On pourrait en rester là et affirmer fermement que nous refusons de tomber dans ce piège. Nous contenter de rappeler que nous ne nous prétendons pas victimes, mais que nous le sommes bel et bien, et que, parce que nous le sommes et en avons pleine conscience, nous refusons de nous complaire dans cette situation ; que nous refusons de l’accepter comme notre sort inéluctable. Se dire victime, ce n’est ni geindre ni se lamenter sur soi-même (et quand bien même ! De quel droit ceux qui ne vivent pas les situations d’oppression reprochent-ils à ceux qui les vivent de se plaindre et de se lamenter - c’est-à-dire de verbaliser le tort qu’ils subissent, plutôt que de le subir en silence ?) ; c’est, bien plus, se saisir des moyens de la transformation de son sort. Nous ne nous plaignons pas, nous n’implorons pas ; nous exigeons ! Mais ne serait-ce pas cela que justement l’on nous reproche ?

Cependant, à s’en tenir à ce propos nécessaire, nous négligerions sans doute un autre aspect. La victimisation a sa correspondance dans la culpabilisation. « Ne faites pas de victimisation », n’est-ce pas non plus une façon de dire : « Ne nous transformez pas en coupables » ? Mais coupables de quoi ? S’il s’agit de reprocher aux générations actuelles les crimes de la traite, de l’esclavage, de la colonisation, cela ne peut être qu’un non sens. Un livre saint a beau proclamer « Je punirais les crimes des pères sur les fils jusqu’à la 7ème génération », nous n’avons, que je sache, pas fait notre ce précepte.

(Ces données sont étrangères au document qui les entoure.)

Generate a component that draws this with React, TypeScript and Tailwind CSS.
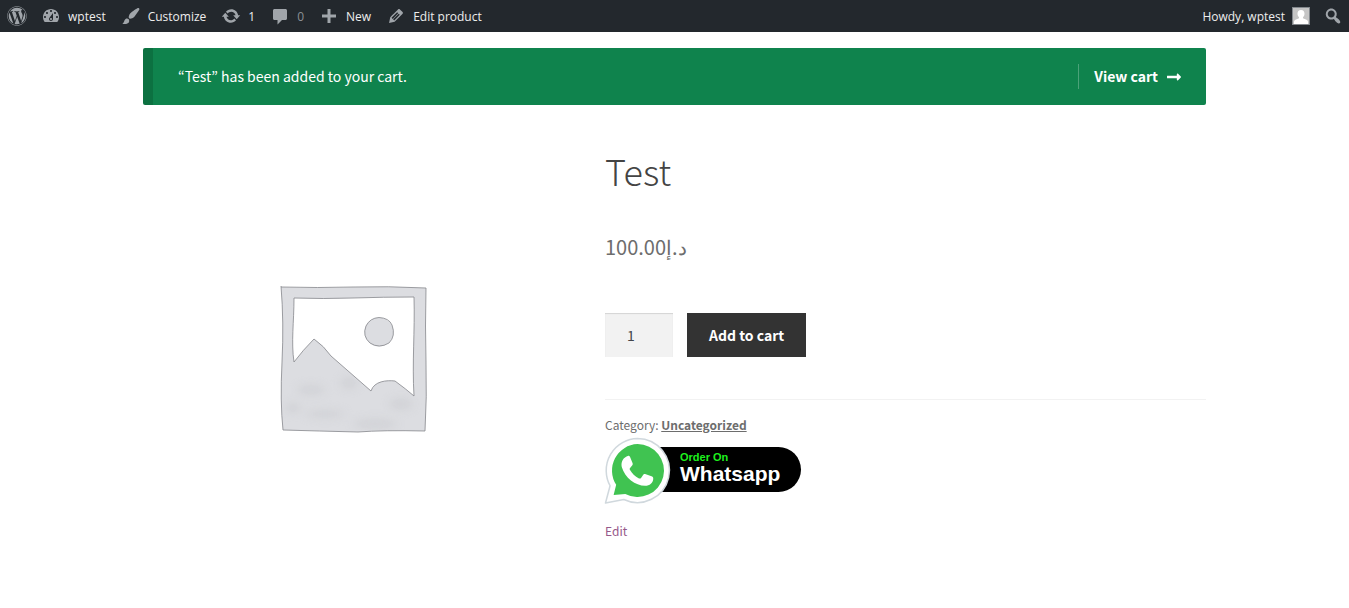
import type { ReactNode } from "react";
import { FaLongArrowAltRight, FaWordpress } from "react-icons/fa";

const paths = {
  dashboard:
    "M3.76 16h12.48c1.1-1.37 1.76-3.11 1.76-5 0-4.42-3.58-8-8-8s-8 3.58-8 8c0 1.89.66 3.63 1.76 5zM10 4c.55 0 1 .45 1 1s-.45 1-1 1-1-.45-1-1 .45-1 1-1zM6 6c.55 0 1 .45 1 1s-.45 1-1 1-1-.45-1-1 .45-1 1-1zm8 0c.55 0 1 .45 1 1s-.45 1-1 1-1-.45-1-1 .45-1 1-1zm-5.37 5.55L12 7v6c0 1.1-.9 2-2 2s-2-.9-2-2c0-.57.24-1.08.63-1.45zM4 10c.55 0 1 .45 1 1s-.45 1-1 1-1-.45-1-1 .45-1 1-1zm12 0c.55 0 1 .45 1 1s-.45 1-1 1-1-.45-1-1 .45-1 1-1zm-5 3c0-.55-.45-1-1-1s-1 .45-1 1 .45 1 1 1 1-.45 1-1z",
  brush:
    "M18.33 3.57s.27-.8-.31-1.36c-.53-.52-1.22-.24-1.22-.24-.61.3-5.76 3.47-7.67 5.57-.86.96-2.06 3.79-1.09 4.82.92.98 3.96-.17 4.79-1 2.06-2.06 5.21-7.17 5.5-7.79zM1.4 17.65c2.37-1.56 1.46-3.41 3.23-4.64.93-.65 2.22-.62 3.08.29.63.67.8 2.57-.16 3.46-1.57 1.45-4 1.55-6.15.89z",
  update:
    "M10.2 3.28c3.53 0 6.43 2.61 6.92 6h2.08l-3.5 4-3.5-4h2.32c-.45-1.97-2.21-3.45-4.32-3.45-1.45 0-2.73.71-3.54 1.78L4.95 5.66C6.23 4.2 8.11 3.28 10.2 3.28zm-.4 13.44c-3.52 0-6.43-2.61-6.92-6H.8l3.5-4c1.17 1.33 2.33 2.67 3.5 4H5.48c.45 1.97 2.21 3.45 4.32 3.45 1.45 0 2.73-.71 3.54-1.78l1.71 1.95c-1.28 1.46-3.15 2.38-5.25 2.38z",
  comment:
    "M4.5 3h11c.8 0 1.5.7 1.5 1.5v8c0 .8-.7 1.5-1.5 1.5H12l-4.5 4.5V14h-3c-.8 0-1.5-.7-1.5-1.5v-8C3 3.7 3.7 3 4.500 3z",
  plus: "M17 8.500v3h-5.500V17h-3v-5.500H3v-3h5.500V3h3v5.500z",
  edit: "M13.89 3.39l2.71 2.72c.46.46.42 1.24.03 1.64l-8.01 8.02-5.56 1.16 1.16-5.58s7.6-7.63 7.99-8.03c.39-.39 1.22-.39 1.68.07zm-2.73 2.79l-5.59 5.61 1.11 1.11 5.54-5.65zm-2.97 8.23l5.58-5.6-1.07-1.08-5.59 5.6z",
  search:
    "M12.14 4.18c1.87 1.87 2.11 4.75.72 6.89.12.1.22.21.36.31.2.16.47.36.81.59.34.24.56.39.66.47.42.31.73.57.94.78.32.32.6.65.84 1 .25.35.44.69.59 1.04.14.35.21.68.18 1-.02.32-.14.59-.36.81s-.49.34-.81.36c-.31.02-.65-.04-.99-.19-.35-.14-.7-.34-1.04-.59-.35-.24-.68-.52-1-.84-.21-.21-.47-.52-.77-.93-.1-.13-.25-.35-.47-.66-.22-.32-.4-.57-.56-.78-.16-.2-.29-.35-.44-.5-2.07 1.09-4.69.76-6.44-.98-2.14-2.15-2.14-5.64 0-7.78 2.15-2.15 5.63-2.15 7.78 0zm-1.41 6.36c1.36-1.37 1.36-3.58 0-4.95-1.37-1.37-3.59-1.37-4.95 0-1.37 1.37-1.37 3.58 0 4.95 1.36 1.37 3.58 1.37 4.95 0z",
};

function BarIcon({ name }: { name: keyof typeof paths }) {
  return (
    <svg viewBox="0 0 20 20" className="size-5 shrink-0 fill-[#a0a5aa]" aria-hidden="true">
      <path d={paths[name]} fillRule="evenodd" />
    </svg>
  );
}

function BarLink({ icon, children }: { icon: keyof typeof paths; children: ReactNode }) {
  return (
    <a href="#" className="flex items-center gap-[7px] pr-2 pl-[7px]">
      <BarIcon name={icon} />
      <span className="pt-px">{children}</span>
    </a>
  );
}

function AdminBar() {
  return (
    <nav
      aria-label="Toolbar"
      className="flex h-8 items-center justify-between bg-[#23282d] font-['Open_Sans',sans-serif] text-xs font-medium text-[#eee]"
    >
      <div className="flex items-center">
        <a href="#" aria-label="About WordPress" className="px-[7px]">
          <FaWordpress className="size-5 text-[#a0a5aa]" />
        </a>
        <BarLink icon="dashboard">wptest</BarLink>
        <BarLink icon="brush">Customize</BarLink>
        <BarLink icon="update">1</BarLink>
        <BarLink icon="comment">
          <span className="text-[#8b9095]">0</span>
        </BarLink>
        <BarLink icon="plus">New</BarLink>
        <BarLink icon="edit">Edit product</BarLink>
      </div>
      <div className="flex items-center">
        <a href="#" className="flex items-center gap-[7px] pr-[7px] pl-2">
          <span className="pt-px">Howdy, wptest</span>
          <svg viewBox="0 0 18 18" className="size-[18px]" aria-hidden="true">
            <rect width="18" height="18" fill="#82878c" />
            <rect x="1" y="1" width="16" height="16" fill="#c5c5c5" />
            <path d="M9 3c2.300 0 3.500 1.600 3.500 3.700 0 1.600-.6 2.700-1.500 3.500v1l3.500 1.500c1 .5 1.500 1.300 1.500 2.300v2H2v-2c0-1 .5-1.800 1.500-2.300L7 11.200v-1C6.100 9.400 5.500 8.300 5.500 6.700 5.500 4.600 6.700 3 9 3z" fill="#fff" />
          </svg>
        </a>
        <button type="button" aria-label="Search" className="px-1.5">
          <BarIcon name="search" />
        </button>
      </div>
    </nav>
  );
}

function Placeholder() {
  return (
    <svg viewBox="0 0 416 416" className="w-full" role="img" aria-label="Awaiting product image">
      <defs>
        <filter id="soft" x="-50%" y="-50%" width="200%" height="200%">
          <feGaussianBlur stdDeviation="4" />
        </filter>
        <clipPath id="hills">
          <path d="M140 210L171 189L228 241L252 231L282 250V278H140z" />
        </clipPath>
      </defs>
      <g fill="#dcdde1" fillRule="evenodd">
        <path d="M138 135Q175 136 210 135T283 136Q282 175 283 210T282 279Q240 278 215 280Q175 279 140 278Q137 250 139 210T138 135zM151 146C151 170 148 190 151 210Q160 198 171 187Q181 194 188 204L228 239C231 229 244 228 252 229Q263 237 271 244C269 210 272 180 271 145Q240 145 210 146T151 146z" />
        <circle cx="236" cy="180" r="14.500" />
      </g>
      <g clipPath="url(#hills)">
        <g fill="#c8c9ce" filter="url(#soft)" opacity="0.5">
          <ellipse cx="168" cy="238" rx="14" ry="5" />
          <ellipse cx="206" cy="231" rx="9" ry="6" />
          <ellipse cx="182" cy="262" rx="20" ry="4" />
          <ellipse cx="232" cy="272" rx="22" ry="5" />
          <ellipse cx="258" cy="252" rx="12" ry="6" />
          <ellipse cx="150" cy="256" rx="8" ry="5" />
        </g>
      </g>
      <g fill="none" stroke="#85868b" strokeWidth="0.8" strokeLinejoin="round">
        <path d="M138 135Q175 136 210 135T283 136Q282 175 283 210T282 279Q240 278 215 280Q175 279 140 278Q137 250 139 210T138 134" />
        <path d="M151 146C151 170 148 190 151 210Q160 198 171 187Q181 194 188 204L228 239C231 229 244 228 252 229Q263 237 271 244C269 210 272 180 271 145Q240 145 210 146T151 146z" />
        <path d="M236 165.500Q246 166 249 173Q253 184 246 191Q236 197 227 191Q219 184 223 174Q227 166 236 165.500z" />
      </g>
    </svg>
  );
}

function WhatsappButton() {
  return (
    <a href="#" className="flex w-max items-center font-['Liberation_Sans',sans-serif] font-bold">
      <svg viewBox="1 -2 65 65" className="relative size-[66px] overflow-visible" aria-hidden="true">
        <path d="M33 .5a31.500 31.500 0 1 1-13.500 60L1.500 64l4.500-17A31.500 31.500 0 0 1 33 .5z" fill="#fff" stroke="#d0d8dd" strokeWidth="1.500" strokeLinejoin="round" />
        <path d="M33 6a26 26 0 1 1-12 49L9.500 56l2.500-10A26 26 0 0 1 33 6z" fill="#40c351" />
        <path d="M24 17.500c-5 1.500-7.500 6-6.500 11 3 10.500 13.500 18.500 23 18.500 4.500 0 8-3 8-7 0-1-.3-1.500-1-2l-7-2.500c-1-.3-1.500 0-2 .8l-2 3c-.5.700-1.200.8-2 .5-4-2-7-5-9-8.500-.4-.8-.2-1.500.4-2.100l2-2.400c.5-.6.6-1.200.3-2l-2.500-6c-.4-1-1-1.300-1.700-1.300z" fill="#fff" />
      </svg>
      <span className="-ml-6 flex h-[45px] flex-col rounded-r-full bg-black pt-1 pr-[21px] pl-[33px]">
        <span className="text-[11px] leading-3 text-[#1df01d]">Order On</span>
        <span className="text-[21px] leading-[22px] text-white">Whatsapp</span>
      </span>
    </a>
  );
}

export default function App() {
  return (
    <div className="min-h-screen bg-white font-['Noto_Sans_CJK_KR','Noto_Sans',sans-serif] text-[14px] text-[#6d6d6d]">
      <AdminBar />
      <main className="mx-auto max-w-[1063px] pt-4">
        <div
          role="alert"
          className="flex items-center justify-between rounded-xs border-l-10 border-[#0c7141] bg-[#0f834d] py-4 pr-6 pl-[25px] text-white"
        >
          <span>“Test” has been added to your cart.</span>
          <a href="#" className="flex h-[25px] items-center gap-2 border-l border-white/25 pl-[15px] font-bold">
            View cart
            <FaLongArrowAltRight className="size-4" />
          </a>
        </div>

        <div className="grid grid-cols-[416fr_601fr] gap-x-[46px] pt-[47px]">
          <Placeholder />
          <div className="flex flex-col items-start">
            <h1 className="text-[36px] leading-9 font-extralight text-[#444]">Test</h1>
            <p dir="ltr" className="mt-[43px] text-[20px] leading-8">
              100.00<bdi>د.إ</bdi>
            </p>
            <form className="mt-[50px] flex gap-3.5" onSubmit={(e) => e.preventDefault()}>
              <input
                type="text"
                inputMode="numeric"
                aria-label="Product quantity"
                defaultValue="1"
                className="h-11 w-[68px] bg-[#f2f2f2] pr-3 pl-[22px] text-[#43454b] shadow-[inset_0_1px_1px_rgba(0,0,0,0.125)]"
              />
              <button type="submit" className="h-11 bg-[#333] px-[22px] font-bold text-white">
                Add to cart
              </button>
            </form>
            <div className="mt-[42px] w-full border-t border-[#f2f2f2] pt-[15px] pb-px text-xs leading-5">
              Category:{" "}
              <a href="#" className="font-bold underline">
                Uncategorized
              </a>
            </div>
            <WhatsappButton />
            <a href="#" className="mt-[19px] text-xs leading-5 text-[#96588a]">
              Edit
            </a>
          </div>
        </div>
      </main>
    </div>
  );
}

Cela dit, n’y a t’il pas quelque chose de suspect dans cet empressement à dire « Je n’ai rien à me reprocher », de même qu’est suspecte l’idée que le crime des uns pourrait être mis à décharge de celui des autres avec toutes ses variantes :

 la minimisation (« Oui, c’est terrible, mais ce n’est rien à côté de ce que les allemands ont fait aux Juifs ») ;

 l’antériorité (« On est d’accord, il y a eu la Traite européenne, mais les Arabes ont commencé les premiers ») ;

 le partage des responsabilités (« Oui, mais les guerres ethniques, les génocides, les tyrans dont l’Afrique est trop fertile... »).

On peut répondre à ces objections une à une, et de façon détaillée. Nous avons déjà commencé à le faire, mais soyons réalistes : nous nous épuiserions avant de les réfuter toutes, car d’autres viendront et elles auront toutes le même but. Décliner encore et encore les thèmes : « Nous ne sommes pas les seuls coupables », « S’il n’y a pas de coupables, il n’y a pas de crime et donc pas de victimes », « Nous sommes tous également coupables et victimes ». Cette version plus sophistiquée de la « victimisation » et de la « culpabilisation » s’autorise souvent de la caution scientifique de la « théorie des acteurs » pour privilégier des stratégies d’individus agissant selon des intérêts et des buts plus ou moins clairement définis et adaptés aux fins poursuivies, et dresser des typologies. La « victime » n’est donc plus le résultat d’une situation dans une société structurée par des rapports de dominations et d’exploitations, mais une stratégie individuelle et un « socio-type ». Tout un pan des sciences humaines, de la sociologie à l’histoire, en passant par l’économie, se construit sur cette théorie [1].

Les discours sur (et contre) la « victimisation » doivent être dénoncés pour ce qu’ils sont : une pression exercée sur les victimes pour les empêcher de dénoncer l’injustice de leur situation, d’identifier les responsabilités, de s’organiser et d’agir pour une nécessaire transformation sociale qui y mettra fin.

Notes

[1Née des tendances pragmatiques de la sociologie outre-atlantique cette théorie se veut explicitement une réponse aux « déterminismes marxistes et structuralistes ». le postulat de base peut se résumer de la sorte : l’acteur est une entité sociale (il peut être un individu, un groupe, une entreprise, un lobby, un parti, une association, une collectivité territoriale ou un Etat...) dotée de la capacité d’action propre (ce qui est l’opérateur), autonome (ce qui est différent de l’agent) et possédant une compétence intentionnelle stratégique de nature à influencer les autres acteurs en terme de décision et de comportement. Cette théorie qui a malgré tout une certaine efficacité opératoire a surtout séduit les milieux de l’entreprise et du management. La grande référence en la matière est : Michel Crozier, Erhard Friedberg, Les contraintes de l’action collective, Editions du Seuil, 1981. Première parution en 1977, dans la collection « Sociologie politique ». Toutefois, pour des raisons faciles à comprendre (plus de forces, de catégories ou de classes sociales, mais des « acteurs », plus de luttes mais des « jeux », des « rôles », plus d’intérêts antagoniques, etc.), cette théorie a vite connu des dérives que l’on peut repérer un peu partout, l’une d’entre elles est le fameux « socio-type » dont les médias sont assez friands. C’est ainsi qu’on expliquera un vote par un « type craintif », « ayant peur du changement, fermé à la modernité », sans dire un mots des menaces bien réelles qui peuvent peser sur son avenir. Un autre exemple de cette dérive serait la question : « Quel fut le rôle de la France pendant la colonisation ? ». Celui du colonisateur bien sûr ! Avec dans le rôle de colonisé, l’algérien, le sénégalais, etc.